Although the film starts off with various storylines -- like most any such effort -- it really boils down to two after the Atlantic arrives in the Big Apple like an obnoxious tourist who won't go back home. One features Dennis Quaid ("Far From Heaven," "The Rookie") -- appearing in his second, less than spectacular blockbuster in a row after "The Alamo" -- playing the alarmist who, I kid you not, states that he'll walk from Washington, DC to NYC to save his son.

On a warm, sunny day with a good pair of sneakers, that would take, oh I don't know, sixty hours if you didn't ever stop to tie your shoe. To be fair, he only walks from Philly to Manhattan, but does so in the equivalent of trudging through the artic on a really bad day. And it looks like the Jersey Turnpike is pretty well jammed. But I digress. Thus, his part of the film concerns that difficult journey -- he's accompanied by Jay O. Sanders ("Along Came a Spider," "Tumbleweeds") and Dash Mihok ("Connie and Carla," "Basic") -- but beyond one harrowing moment, it's not particularly interesting.

The other surviving plotline features Jake Gyllenhaal ("The Good Girl," "Moonlight Mile") -- a.k.a. just about the last performer you'd associate with a high stakes studio disaster film -- being holed up in the public library with his academic teammates, including the girl of his dreams -- played by the becoming Emmy Rossum ("Mystic River," "Songcatcher"). They briefly have a Poseidon Adventure type moment with rising waters, but otherwise are pretty much trapped with nothing to do but chat about this and that.

Sensing that potentially troublesome sedateness, Emmerich and co-writer Jeffrey Nachmanoff (making his feature debut) concoct a bit where -- yes, you're reading this right -- Gyllenhaal and his two new buddies have to board a Russian freighter that became landlocked -- or is it city-locked -- in downtown. They're searching for medicine to fix up Rossum, but encounter escaped zoo wolves that have just so managed to pick the same abandoned Russian freighter parked closest to the public library to look for human food. Wow, imagine the coincidence.

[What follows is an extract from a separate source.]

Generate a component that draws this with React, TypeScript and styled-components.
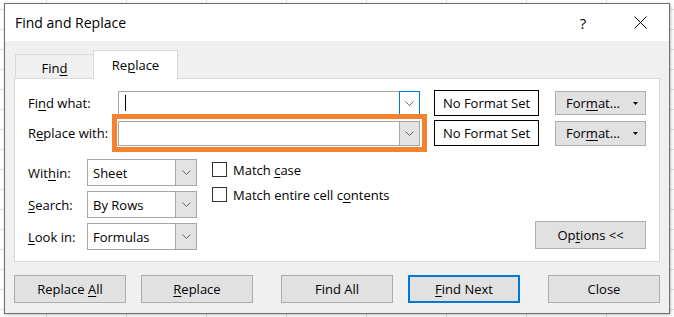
import React from "react"
import styled, { createGlobalStyle } from "styled-components"

const GlobalStyle = createGlobalStyle`
  html, body {
    margin: 0;
    padding: 0;
  }
  body {
    width: 674px;
    height: 317px;
    overflow: hidden;
    background-color: #fff;
    background-image:
      linear-gradient(to right, #dedede 1px, transparent 1px),
      linear-gradient(to bottom, #dedede 1px, transparent 1px);
    background-size: 80px 20px;
    background-position: 46px 9px;
    font-family: "Open Sans", "Noto Sans", sans-serif;
    font-size: 13px;
    color: #000;
  }
`

const Page = styled.div`
  padding: 3px 0 0 4px;
`

const Dialog = styled.div`
  box-sizing: border-box;
  width: 666px;
  height: 311px;
  border: 1px solid #6d6d6d;
  background: #f0f0f0;
  box-shadow: 1px 1px 3px rgba(0, 0, 0, 0.25);
  display: flex;
  flex-direction: column;
`

const TitleBar = styled.div`
  height: 37px;
  background: #fff;
  display: flex;
  align-items: center;
  padding-left: 10px;
`

const Title = styled.div`
  font-size: 14px;
  flex: 1;
`

const TitleButton = styled.div<{ $w: number }>`
  width: ${p => p.$w}px;
  height: 37px;
  display: flex;
  align-items: center;
  justify-content: center;
  font-size: 15px;
`

const Body = styled.div`
  padding: 9px 9px 0 9px;
  display: flex;
  flex-direction: column;
`

const Tabs = styled.div`
  display: flex;
  align-items: flex-end;
  padding-left: 1px;
  margin-bottom: -1px;
  position: relative;
  z-index: 1;
`

const Tab = styled.div<{ $active?: boolean; $w: number }>`
  box-sizing: border-box;
  width: ${p => p.$w}px;
  height: ${p => (p.$active ? 29 : 25)}px;
  border: 1px solid #d9d9d9;
  border-bottom: ${p => (p.$active ? "none" : "1px solid #d9d9d9")};
  border-right: ${p => (p.$active ? "1px solid #d9d9d9" : "none")};
  background: ${p => (p.$active ? "#fff" : "#f0f0f0")};
  display: flex;
  align-items: center;
  justify-content: center;
  padding-top: ${p => (p.$active ? 0 : 3)}px;
`

const Panel = styled.div`
  background: #fff;
  border: 1px solid #d9d9d9;
  padding: 11px 13px 11px 13px;
  display: flex;
  flex-direction: column;
`

const FieldRow = styled.div`
  display: flex;
  align-items: center;
  height: 26px;
  & + & {
    margin-top: 4px;
  }
`

const Label = styled.div<{ $w: number }>`
  width: ${p => p.$w}px;
  flex: none;
  white-space: nowrap;
`

const Key = styled.span`
  text-decoration: underline;
  text-underline-offset: 2px;
  text-decoration-thickness: 1px;
`

const ComboWrap = styled.div`
  position: relative;
  flex: none;
`

const Combo = styled.div<{ $w: number; $h: number }>`
  box-sizing: border-box;
  width: ${p => p.$w}px;
  height: ${p => p.$h}px;
  border: 1px solid #a6a6a6;
  background: #fff;
  display: flex;
  align-items: center;
`

const ComboText = styled.div`
  flex: 1;
  padding-left: 6px;
  display: flex;
  align-items: center;
`

const Caret = styled.div`
  width: 1px;
  height: 16px;
  background: #000;
`

const ArrowBox = styled.div<{ $focus?: boolean }>`
  box-sizing: border-box;
  width: 21px;
  height: calc(100% + 2px);
  margin: -1px -1px -1px 0;
  border: 1px solid ${p => (p.$focus ? "#0078d7" : "#a6a6a6")};
  background: ${p => (p.$focus ? "#fff" : "#e3e3e3")};
  display: flex;
  align-items: center;
  justify-content: center;
`

const Highlight = styled.div`
  position: absolute;
  top: -7px;
  left: -6px;
  right: -7px;
  bottom: -6px;
  border: 5px solid #f5822e;
  pointer-events: none;
`

const FormatBox = styled.div`
  box-sizing: border-box;
  width: 105px;
  height: 26px;
  margin-left: 14px;
  border: 1px solid #000;
  background: #fff;
  display: flex;
  align-items: center;
  justify-content: center;
`

const Button = styled.div<{ $w: number; $h?: number; $default?: boolean }>`
  box-sizing: border-box;
  width: ${p => p.$w}px;
  height: ${p => p.$h ?? 28}px;
  flex: none;
  background: #e1e1e1;
  border: ${p => (p.$default ? "2px solid #0078d7" : "1px solid #adadad")};
  display: flex;
  align-items: center;
  justify-content: center;
  white-space: pre;
`

const FormatButton = styled(Button)`
  margin-left: 16px;
  justify-content: flex-end;
  padding-right: 7px;
  gap: 13px;
`

const Lower = styled.div`
  display: flex;
  margin-top: 13px;
`

const SelectGrid = styled.div`
  display: grid;
  grid-template-columns: 59px 110px;
  grid-auto-rows: 27px;
  row-gap: 5px;
  align-items: center;
`

const Select = styled.div`
  box-sizing: border-box;
  height: 27px;
  border: 1px solid #a6a6a6;
  background: #fff;
  display: flex;
  align-items: center;
`

const SelectText = styled.div`
  flex: 1;
  padding-left: 5px;
`

const SelectArrow = styled.div`
  width: 20px;
  height: 100%;
  border-left: 1px solid #a6a6a6;
  background: #e3e3e3;
  display: flex;
  align-items: center;
  justify-content: center;
`

const Checks = styled.div`
  margin-left: 15px;
  display: flex;
  flex-direction: column;
  gap: 4px;
`

const CheckRow = styled.div`
  height: 21px;
  display: flex;
  align-items: center;
  gap: 6px;
`

const Box = styled.div`
  box-sizing: border-box;
  width: 15px;
  height: 15px;
  border: 1px solid #333;
  background: #fff;
`

const OptionsButton = styled(Button)`
  margin-left: auto;
  align-self: flex-end;
  margin-bottom: 1px;
`

const Footer = styled.div`
  display: flex;
  margin-top: 13px;
`

const Group = styled.div`
  display: flex;
  gap: 15px;
  & + & {
    margin-left: 28px;
  }
`

const Chevron = () => (
  <svg width="9" height="5" viewBox="0 0 9 5">
    <path d="M0.5 0.5 L4.5 4.5 L8.5 0.5" fill="none" stroke="#6a6a6a" strokeWidth="1" />
  </svg>
)

const Caretdown = () => (
  <svg width="5" height="3" viewBox="0 0 5 3">
    <path d="M0 0 H5 L2.5 3 Z" fill="#000" />
  </svg>
)

const CloseIcon = () => (
  <svg width="13" height="13" viewBox="0 0 13 13">
    <path d="M0.5 0.5 L12.5 12.5 M12.5 0.5 L0.5 12.5" stroke="#000" strokeWidth="1" />
  </svg>
)

const selects = [
  { label: <>Wit<Key>h</Key>in:</>, value: "Sheet" },
  { label: <><Key>S</Key>earch:</>, value: "By Rows" },
  { label: <><Key>L</Key>ook in:</>, value: "Formulas" },
]

export default function App() {
  return (
    <>
      <GlobalStyle />
      <Page>
        <Dialog>
          <TitleBar>
            <Title>Find and Replace</Title>
            <TitleButton $w={56}>?</TitleButton>
            <TitleButton $w={58}>
              <CloseIcon />
            </TitleButton>
          </TitleBar>
          <Body>
            <Tabs>
              <Tab $w={78}>
                <span>
                  Fin<Key>d</Key>
                </span>
              </Tab>
              <Tab $w={85} $active>
                <span>
                  Re<Key>p</Key>lace
                </span>
              </Tab>
            </Tabs>
            <Panel>
              <FieldRow>
                <Label $w={90}>
                  Fi<Key>n</Key>d what:
                </Label>
                <ComboWrap>
                  <Combo $w={302} $h={24}>
                    <ComboText>
                      <Caret />
                    </ComboText>
                    <ArrowBox $focus>
                      <Chevron />
                    </ArrowBox>
                  </Combo>
                </ComboWrap>
                <FormatBox>No Format Set</FormatBox>
                <FormatButton $w={91} $h={24}>
                  <span>
                    For<Key>m</Key>at...
                  </span>
                  <Caretdown />
                </FormatButton>
              </FieldRow>
              <FieldRow>
                <Label $w={90}>
                  R<Key>e</Key>place with:
                </Label>
                <ComboWrap>
                  <Combo $w={302} $h={25}>
                    <ComboText />
                    <ArrowBox>
                      <Chevron />
                    </ArrowBox>
                  </Combo>
                  <Highlight />
                </ComboWrap>
                <FormatBox>No Format Set</FormatBox>
                <FormatButton $w={91} $h={25}>
                  <span>
                    For<Key>m</Key>at...
                  </span>
                  <Caretdown />
                </FormatButton>
              </FieldRow>
              <Lower>
                <SelectGrid>
                  {selects.map((s, i) => (
                    <React.Fragment key={i}>
                      <Label $w={59}>{s.label}</Label>
                      <Select>
                        <SelectText>{s.value}</SelectText>
                        <SelectArrow>
                          <Chevron />
                        </SelectArrow>
                      </Select>
                    </React.Fragment>
                  ))}
                </SelectGrid>
                <Checks>
                  <CheckRow>
                    <Box />
                    <span>
                      Match <Key>c</Key>ase
                    </span>
                  </CheckRow>
                  <CheckRow>
                    <Box />
                    <span>
                      Match entire cell c<Key>o</Key>ntents
                    </span>
                  </CheckRow>
                </Checks>
                <OptionsButton $w={111}>
                  <span>
                    Op<Key>t</Key>ions &lt;&lt;
                  </span>
                </OptionsButton>
              </Lower>
            </Panel>
            <Footer>
              <Group>
                <Button $w={112}>
                  <span>
                    Replace <Key>A</Key>ll
                  </span>
                </Button>
                <Button $w={112}>
                  <span>
                    <Key>R</Key>eplace
                  </span>
                </Button>
              </Group>
              <Group>
                <Button $w={112}>
                  <span>Find All</span>
                </Button>
                <Button $w={112} $default>
                  <span>
                    <Key>F</Key>ind Next
                  </span>
                </Button>
              </Group>
              <Group>
                <Button $w={112}>
                  <span>Close</span>
                </Button>
              </Group>
            </Footer>
          </Body>
        </Dialog>
      </Page>
    </>
  )
}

Meanwhile, Sela Ward ("Dirty Dancing: Havana Nights," "54") is stuck playing a medic in a scene ripped off from TV's "M*A*S*H" where she stays behind by herself to tend to a sick patient who can't be moved. Instead of the North Koreans approaching, however, it's the ultra cold air from the troposphere that freezes anything instantly.

Speaking of chilly receptions and foreigners, the other occasionally serviced plotline has Kenneth Walsh ("Miracle," TV's "Eloise at the Plaza") playing the stern, Cheney-esque Vice President who must run things from south of the border (and I don't mean the tourist stop on Interstate 95). The terrific Ian Holm ("The Sweet Hereafter," "Alien"), alas, gets only a small part before turning into a human popsicle, while Glenn Plummer ("The Salton Sea," "The Substitute") plays a homeless man of the kind only found in the movies.

Those various separate but related storylines make the effort feel very much like a standard issue disaster film or at least a similar made for TV mini-series. Yet, save for a few moments here and there, none of it's particularly engaging or interesting. As a result, we end up being far more interested in the effects and what might be coming next, rather than with the characters and whether they survive. Alas, even those slow down as if affected by the cold just like the surroundings. And don't even get me started on the deus ex machina that makes sure things end, at least to some small degree, on an up note.

Neither the worst disaster film nor the best, "The Day After Tomorrow" is okay escapist entertainment as long as you can turn off your mental processing and don't mind the clunky dialogue, preachiness, lack of compelling characters, physics or logic. Feeling generous due to my fondness for the genre, the film rates as a 4.5 out of 10.